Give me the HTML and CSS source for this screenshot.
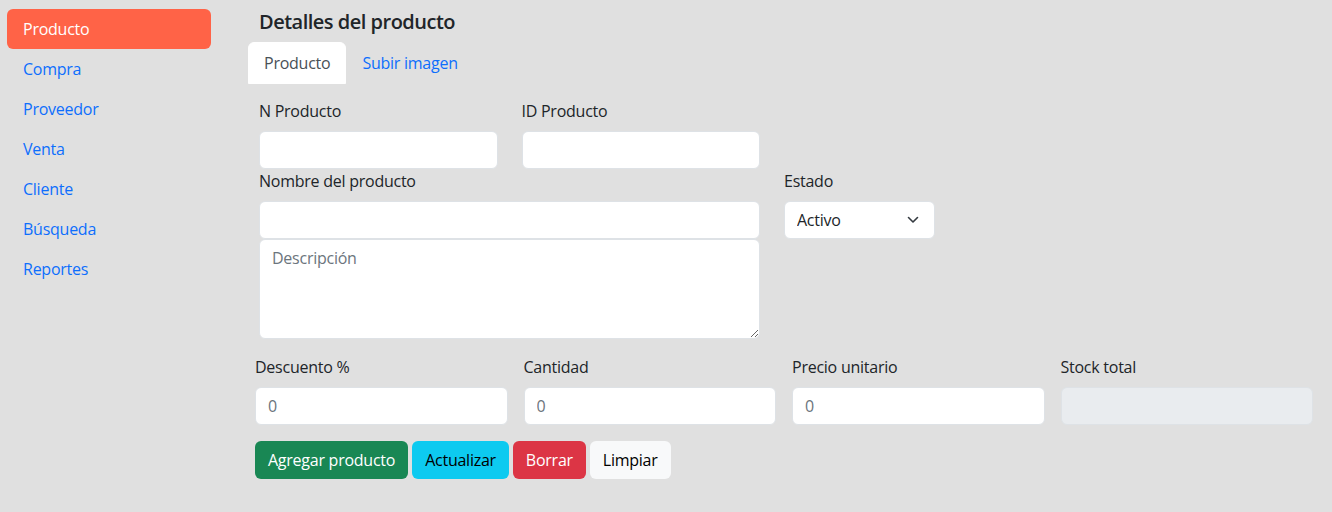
FILE: index.html
```html
<!DOCTYPE html>
<html lang="es">
<head>
<meta charset="utf-8">
<title>Detalles del producto</title>
<link rel="stylesheet" href="styles.css">
</head>
<body>
<div class="layout">
  <aside class="sidebar">
    <nav class="pills">
      <a class="pill active" href="#">Producto</a>
      <a class="pill" href="#">Compra</a>
      <a class="pill" href="#">Proveedor</a>
      <a class="pill" href="#">Venta</a>
      <a class="pill" href="#">Cliente</a>
      <a class="pill" href="#">Búsqueda</a>
      <a class="pill" href="#">Reportes</a>
    </nav>
  </aside>
  <main class="main">
    <h5 class="title">Detalles del producto</h5>
    <div class="tabs">
      <a class="tab active" href="#">Producto</a>
      <a class="tab" href="#">Subir imagen</a>
    </div>
    <form class="form">
      <div class="row">
        <div class="field w3">
          <label class="label">N Producto</label>
          <input class="control" type="text">
        </div>
        <div class="field w3">
          <label class="label">ID Producto</label>
          <input class="control" type="text">
        </div>
      </div>
      <div class="row">
        <div class="field w6">
          <label class="label">Nombre del producto</label>
          <input class="control" type="text">
          <textarea class="control area" placeholder="Descripción"></textarea>
        </div>
        <div class="field w2">
          <label class="label">Estado</label>
          <div class="select-wrap">
            <select class="control select">
              <option>Activo</option>
              <option>Inactivo</option>
            </select>
            <svg class="chev" width="12" height="8" viewBox="0 0 12 8"><path d="M1.5 1.5 6 6 10.5 1.5" fill="none" stroke="#343a40" stroke-width="1.6" stroke-linecap="round" stroke-linejoin="round"/></svg>
          </div>
        </div>
      </div>
      <div class="grid4">
        <div class="field">
          <label class="label">Descuento %</label>
          <input class="control" type="text" placeholder="0">
        </div>
        <div class="field">
          <label class="label">Cantidad</label>
          <input class="control" type="text" placeholder="0">
        </div>
        <div class="field">
          <label class="label">Precio unitario</label>
          <input class="control" type="text" placeholder="0">
        </div>
        <div class="field">
          <label class="label">Stock total</label>
          <input class="control" type="text" disabled>
        </div>
      </div>
      <div class="buttons">
        <button type="button" class="btn success">Agregar producto</button>
        <button type="button" class="btn info">Actualizar</button>
        <button type="button" class="btn danger">Borrar</button>
        <button type="button" class="btn light">Limpiar</button>
      </div>
    </form>
  </main>
</div>
</body>
</html>
```
FILE: styles.css
```css
* { box-sizing: border-box; }
html, body { margin: 0; padding: 0; }
body {
  background: #e0e0e0;
  font-family: "Open Sans", "Noto Sans", sans-serif;
  font-size: 16px;
  line-height: 24px;
  letter-spacing: -0.25px;
  color: #212529;
}
.layout { display: flex; align-items: flex-start; }
.sidebar { width: 247px; flex: none; padding: 9px 36px 0 7px; }
.pills { display: flex; flex-direction: column; }
.pill {
  display: block;
  padding: 8px 16px;
  color: #0d6efd;
  text-decoration: none;
  border-radius: 6px;
}
.pill.active { background: #ff6347; color: #fff; }
.main { width: 1074px; flex: none; padding-top: 10px; }
.title {
  margin: 0 0 8px 0;
  padding-left: 12px;
  font-size: 20px;
  line-height: 24px;
  font-weight: 600;
  letter-spacing: -0.5px;
}
.tabs { display: flex; padding-left: 1px; }
.tab {
  display: block;
  padding: 8px 15px;
  border: 1px solid transparent;
  border-radius: 6px 6px 0 0;
  color: #0d6efd;
  text-decoration: none;
}
.tab.active { background: #fff; border-color: #fff; color: #495057; }
.form { margin-top: 15px; }
.row { display: flex; gap: 24px; padding-left: 12px; }
.field { display: flex; flex-direction: column; }
.w3 { width: 238.5px; }
.w6 { width: 501px; }
.w2 { width: 151px; }
.label { display: block; margin-bottom: 8px; }
.control {
  display: block;
  width: 100%;
  height: 38px;
  padding: 6px 12px;
  font: inherit;
  letter-spacing: inherit;
  color: #212529;
  background: #fff;
  border: 1px solid #dee2e6;
  border-radius: 6px;
  outline: none;
}
.control::placeholder { color: #6c757d; }
.control:disabled { background: #e9ecef; }
.area { height: 100px; resize: vertical; }
.select-wrap { position: relative; }
.select { appearance: none; -webkit-appearance: none; padding-right: 36px; }
.chev { position: absolute; right: 16px; top: 15px; pointer-events: none; }
.grid4 {
  display: grid;
  grid-template-columns: repeat(4, 1fr);
  column-gap: 16px;
  padding: 0 8px;
  margin-top: 16px;
}
.buttons { display: flex; gap: 4px; padding-left: 8px; margin-top: 16px; }
.btn {
  font: inherit;
  letter-spacing: inherit;
  padding: 6px 12px;
  border: 1px solid transparent;
  border-radius: 6px;
  cursor: pointer;
}
.success { background: #198754; color: #fff; }
.info { background: #0dcaf0; color: #000; }
.danger { background: #dc3545; color: #fff; }
.light { background: #f8f9fa; color: #000; }
```
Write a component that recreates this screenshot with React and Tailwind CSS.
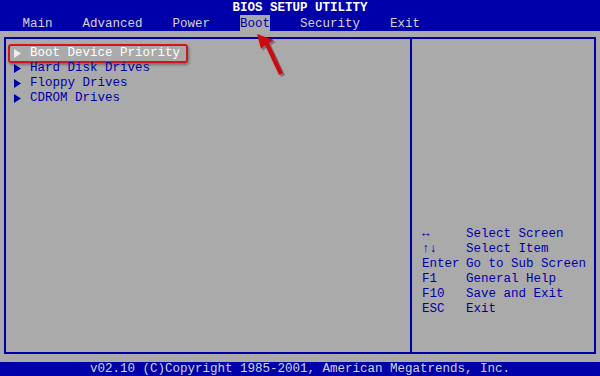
const font = { fontFamily: '"Liberation Mono", "DejaVu Sans Mono", monospace' };

function Tri({ color }) {
  return (
    <svg width="7" height="9" viewBox="0 0 7 9" className="shrink-0">
      <path d="M0 0 L7 4.5 L0 9 Z" fill={color} />
    </svg>
  );
}

const items = ["Boot Device Priority", "Hard Disk Drives", "Floppy Drives", "CDROM Drives"];

const help = [
  ["↔", "Select Screen"],
  ["↑↓", "Select Item"],
  ["Enter", "Go to Sub Screen"],
  ["F1", "General Help"],
  ["F10", "Save and Exit"],
  ["ESC", "Exit"],
];

export default function App() {
  return (
    <div
      className="relative flex h-[376px] w-[600px] flex-col overflow-hidden bg-[#aaaaaa] text-[12.5px] leading-[15px]"
      style={font}
    >
      <div className="bg-[#0000aa]">
        <div className="h-[15px] pt-[1px] text-center font-bold text-white">BIOS SETUP UTILITY</div>
        <div className="h-[16px] whitespace-pre text-[#d4d4d4]">
          <span className="inline-block pt-[2px]">{"   Main    Advanced    Power    "}</span>
          <span className="inline-block h-[16px] bg-[#aaaaaa] pt-[2px] text-[#0000aa]">Boot</span>
          <span className="inline-block pt-[2px]">{"    Security    Exit"}</span>
        </div>
      </div>

      <div className="mx-[4px] mt-[6px] flex h-[317px] border-2 border-[#0000aa]">
        <div className="flex w-[404px] flex-col pt-[7px]">
          {items.map((label, i) => (
            <div key={label} className="relative flex h-[15px] items-center gap-[9px] pl-[8px]">
              <Tri color={i === 0 ? "#eeeeee" : "#0000aa"} />
              <span className={i === 0 ? "text-white" : "text-[#0000aa]"}>{label}</span>
              {i === 0 && (
                <div className="absolute left-[2px] top-[-2px] h-[19px] w-[180px] rounded-[3px] border-2 border-[#d0161b] shadow-[1px_2px_3px_rgba(0,0,0,0.35)]" />
              )}
            </div>
          ))}
        </div>
        <div className="w-[2px] bg-[#0000aa]" />
        <div className="flex flex-1 flex-col justify-end pb-[35px] pl-[10px] text-[#0000aa]">
          {help.map(([k, d]) => (
            <div key={k} className="flex h-[15px]">
              <span className="w-[44px]">{k}</span>
              <span>{d}</span>
            </div>
          ))}
        </div>
      </div>

      <div className="mt-auto h-[14px] bg-[#0000aa] text-center leading-[14px] text-[#d4d4d4]">
        v02.10 (C)Copyright 1985-2001, American Megatrends, Inc.
      </div>

      <svg className="absolute left-[252px] top-[30px]" width="40" height="52" viewBox="0 0 40 52">
        <g transform="translate(2 2)" fill="rgba(0,0,0,0.3)">
          <path d="M5 4 L22 10 L17 13 L31 43 L27 45 L13 15 L9 19 Z" />
        </g>
        <path d="M5 4 L22 10 L17 13 L31 43 L27 45 L13 15 L9 19 Z" fill="#cc0a12" />
      </svg>
    </div>
  );
}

Task prompt
Return all lines containing "this".

Reply to the task
Give me the HTML and CSS source for this screenshot.
Write a component that recreates this screenshot with React and Tailwind CSS.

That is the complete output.